The TH-50PZ750 placed side by side with the Pioneer PRO-FHD1 made for an interesting comparison. How did the Panasonics image look? In a word: WOW. The overall picture quality excelled in reproducing dark and bright level details with a high contrast ratio.
The TH-50PZ750s color accuracy was the best I have seen on a plasma display and it was the only panel evaluated that produces a true red. Comparing the Pioneer when viewing The Fast and Furious Tokyo Drift on HD DVD clearly showed the difference between Panasonic red and Pioneer red. The same car is red on the TH-50PZ750 and orange on the Pioneer. Ditto for the neon signs and lights of the Ginza in Tokyo at night, where red lights appear crimson versus Pioneers orange-y reds. Speaking of night scenes, the Panasonics deeper blacks revealed details that the Pioneer (and other plasmas) obscured, as if a veil had been lifted off the Pioneers panel.
Jay Lenos blue sport jackets pinstripes provided a fine example of the Panasonics superior image. Both panels reproduced the pinstripes; but they were more distinct on the TH-50PZ750. The effect is not subtle; five friends performed the side-by-side tests with a variety of source material. They all picked the Panasonic as the best panel.
In conclusion, the Panasonic TH-50PZ750 is simply the best high definition display I have ever reviewed. With a retail of $3999 and an expected street price that will be even lower, I would also consider it a bargain.
mnnc posts on November 05, 2007 21:07
zildjian, post: 325264
How much benefit would the HD-A2 player provide to those of us with HDMI version 1.1 receivers (like my Denon AVR-3806)? The DD+ and TrueHD capabilities in receivers didn't begin until HDMI version 1.3 correct?
If the player converts the DD+ or TrueHD signal to PCM and sent it over HDMI, would that conversion to PCM be at the same quality (96 kHz / 24-bit or whatever the source is) as the lossless signal if sent to a TrueHD or DD+ compatible receiver? Just wondering if we'd be losing out on any audio quality by not having a HDMI 1.3 receiver trying to use HD audio formats.
Edit: Also, how noisy is the transport for everybody else? I saw Clint's review said his was audible from 20 feet away. Is it THAT bad for everybody else?
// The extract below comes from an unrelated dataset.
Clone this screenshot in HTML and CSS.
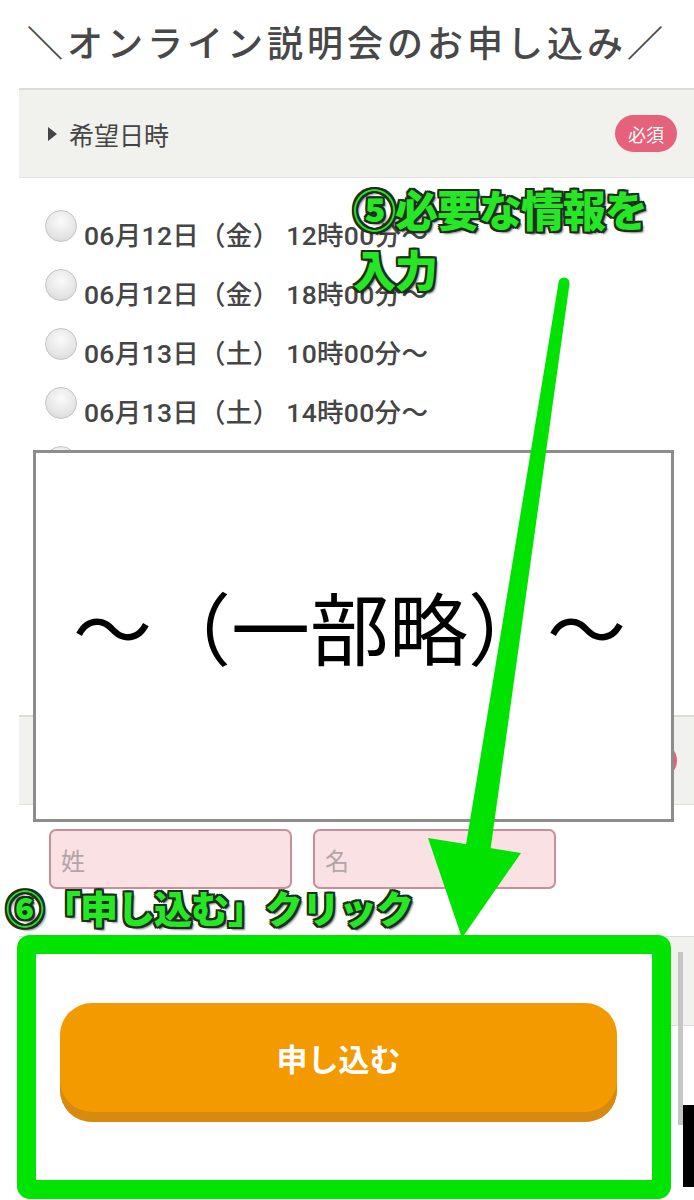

The door/transport opening/closing is kind of clunky but that's it. I mean, it's just heard while loading and unloading right? I can live with that for sure. The fan noise is not bad for me either. Not audible when source playing and audible from a few feet away in a dead quiet room. All these ‘noises’ are left up to the user as acceptable or not. I personally am not that picky when it comes to these issues mentioned.
patnshan posts on November 05, 2007 14:04
Electone, post: 324951
The A2 downmixes the new hi-rez audio tracks down to 1.5mbps DTS over toslink optical and it sounds fantastic. I run my A2 with analog component video and toslink optical to my Yamaha RX-V2400.
For now, HDMI is not an issue for me.
It's not an issue until you hear the difference. I am glad you are happy but certain you'd notice the difference with the True HD.
patnshan posts on November 05, 2007 14:02
Hi Ho, post: 324434
Yes, my HD-A2 passes DD+ and TrueHD to my RX-V2700 with no problems and the audio quality is amazing. The difference in sound quality between standard DVDs and HD-DVDs was truly surprising.
Ditto here. We were actually watching TMNT on HD DVD the other night. I checked the audio settings and didn't realize it was on DD. I changed it to True HD and noticed a HUGE difference. Now I will check every disc before watching it to make sure this is what is selected.